Again, that's an interesting one to me. The limiter doesn't seem to stop him hurting people-- and in fact, he appears to kill someone in Cygnus Alpha. By contrast, he doesn't appear to have even had a go at the Guardians-- he says "couldn't stop them," but then, interestingly, he says "never wanted to." Furthermore, given that the Guardians outnumbered him and that they have no scruples in killing (and they don't show signs of a struggle at all), if he attacked them, why is he still alive? Perhaps he didn't attack them, and it was something else setting his limiter off.
In "Breakdown," Gan attacks Jenna, and is restrained; he attacks Blake too, but that's after Blake tries to pull him off. Later on, he tricks Cally into releasing him, and attacks her. In "Duel," only Gan sees Giroc and Sinofar, and they only appear to people who are intending to kill (*having* killed would not seem to be a qualification, since the others don't, and Blake and Travis see them only when they engage in a fight to the death); when he does, he says "I hope my limiter hasn't malfunctioned." In "Project Avalon," we see Gan washing down a pill with water, after Avalon's appeared on the ship, and fairly shortly before he attacks her. In "Time Squad," his limiter begins to kick in, not when the Guardians are released, but when he's left alone on the ship with Jenna. Interesting... could it be that the limiter isn't intended to prevent him from attacking people per se, but attacking women?
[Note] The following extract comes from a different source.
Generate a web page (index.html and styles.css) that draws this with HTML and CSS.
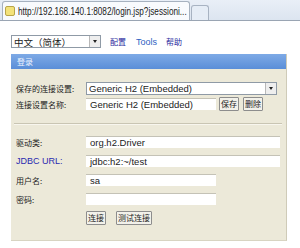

It's also interesting that he says, in "Time Squad," that he needs to be with people. In Project Avalon, he only attacks when Jenna says "Gan, that's not Avalon"; in "Deliverance" and "Cygnus Alpha," he is also told to attack. In "Redemption" he does not get a direct order, but still he is with a group who are attacking the guards. By contrast, the times when he develops a headache or attacks people without being ordered are when he is alone with someone. Blake, in "Breakdown," says "the limiter is supposed to cut in when stress drives him to the point where he might kill"-- he doesn't say what the stress is, or whether the limiter has other functions, or anything about it other than that. Could the limiter *not* actually be intended to stop him from killing people per se, but to prevent him from attacking people (and specifically women) independently?
Any thoughts?
"Time Squad" could, interestingly, be like the Mellanby discontinuities in "Aftermath" writ large. Gan acts very much out of character in it-- but this is a bit of an odd thing, as not only would Terry Nation presumably have a reasonable grip on his own characters (and he seems fine with the others), but it's early enough on in the series that one wouldn't expect the bits of backstory-contradiction etc. that one finds later. So why *does* Gan act out of character? And why invent the limiter? It can't be a one-or-two-eps-only plot device-- there's easier ways of putting even Gan out of action (or you could have had Vila on the Liberator in "Time Squad" and Gan on the planet). Like Hal Mellanby, there could be a decidedly evil side of Gan that isn't apparent on the surface.
Interestingly, in "Survivors," Terry Nation includes a regular character who rapes and murders a woman... and who gets away with it, due to somebody else being blamed. One thing Nation does do a lot is reuse ideas. Perhaps he's doing the same here? Anyway, this is why I think "Mark of Kane" is right, and Gan could quite well be the Cat Strangler after all.
Oh, and "Time Squad" was also directed by Pennant Roberts. Which explains a lot about the lighting and lack of tension and pace.